On June 1, four days after the first protest, Herod sent a draft of the bill to law enforcement and other interested parties. A virtual call took place the next afternoon with between 30 and 50 people, plus Herod, Gonzales-Gutierrez, and House Majority Leader Alec Garnett, D-Denver.
“I don’t recall us going through a litany of ‘this is problematic, that is problematic.’ That is not the kind of meeting that it was,” said Ron Sloan of the Colorado Association of Chiefs of Police.
“I definitely think that they were willing to compromise,” said Tristan Gorman, a lobbyist for the Colorado Criminal Defense Bar, referring to the attitudes of law enforcement. “What I kept hearing over and over again when we had to speak about specific language was, ‘We just want to get this right.’ ”
Herod asked for the support of her Democratic House colleagues, all of whom cosponsored the bill. “We will support what the Black Caucus wants to move forward with,” she heard from them.
On the Senate side, Sen. Rhonda Fields, D-Aurora, approached individual senators asking them to cosponsor. Multiple Democratic senators said they were unsurprised when every member of their caucus also said yes.
On the other hand, some Republican members said they were not consulted.
“The sponsors never reached out to me prior to introduction,” Soper said. Earlier in the session, he had introduced a bill to eliminate qualified immunity and good faith defenses for public employees involved in civil lawsuits. SB217 revived that provision for peace officers.
“They didn’t reach out to me, who has 30 years of law enforcement,” said Sen. John Cooke, R-Greeley, a former Weld County sheriff. He said he saw multiple drafts prior to the June 3 introduction. “Punishing officers if there’s a malfunction on the body cam? That has never been talked about before.”
Cooke said that the Democratic sponsors never apologized for excluding him, but legitimately attempted to ameliorate Republicans' concerns through amendments. He would end up voting for the bill.
One person involved in the SB217's deliberations observed that while it would be inaccurate to say that law enforcement and local governments were disinclined to compromise on police accountability in the past, "this time around, it is a different discussion."

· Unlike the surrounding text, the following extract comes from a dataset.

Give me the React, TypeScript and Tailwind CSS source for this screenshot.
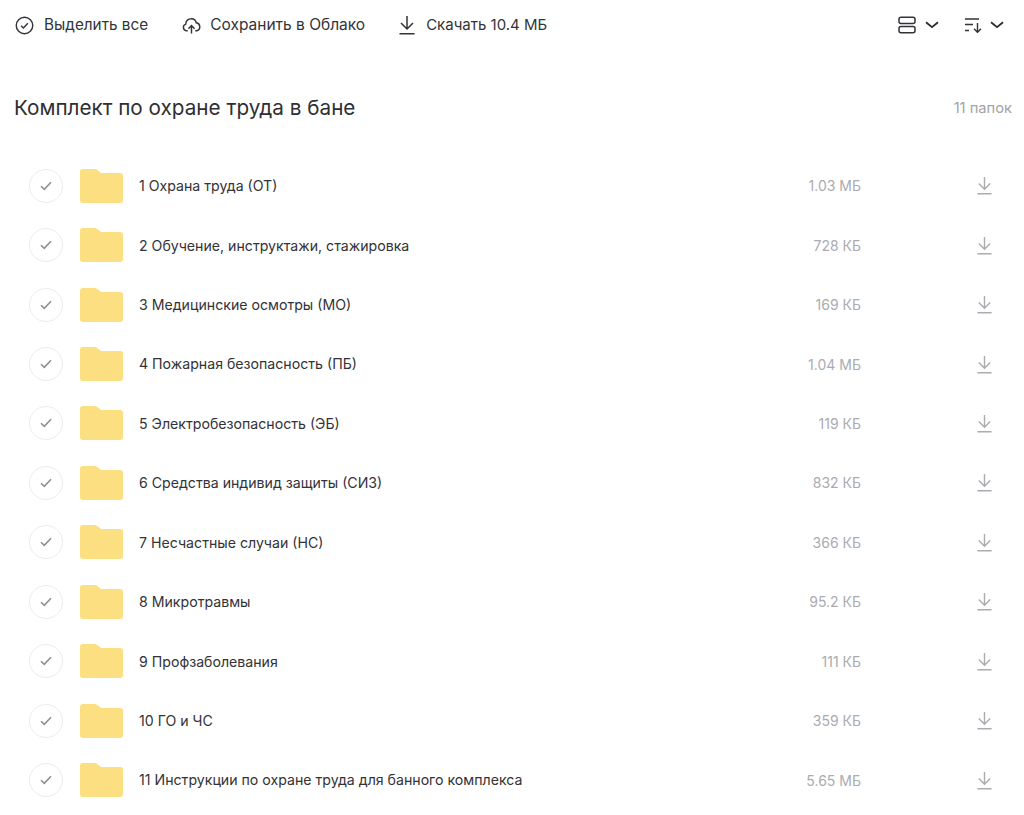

Rep. Colin Larson, R-Littleton, noticed that after the Senate's amendments, he ceased receiving emailed concerns from law enforcement about the modified version. "Most of the feedback references the provisions for the introduced bill," he said.
For Herod, she felt that police accountability would not have been a topic of legislation during this atypical session if not for the sustained protests at the Capitol.
"I do not believe that we would have had the momentum and the yes votes to move forward" in the absence of that pressure, she said.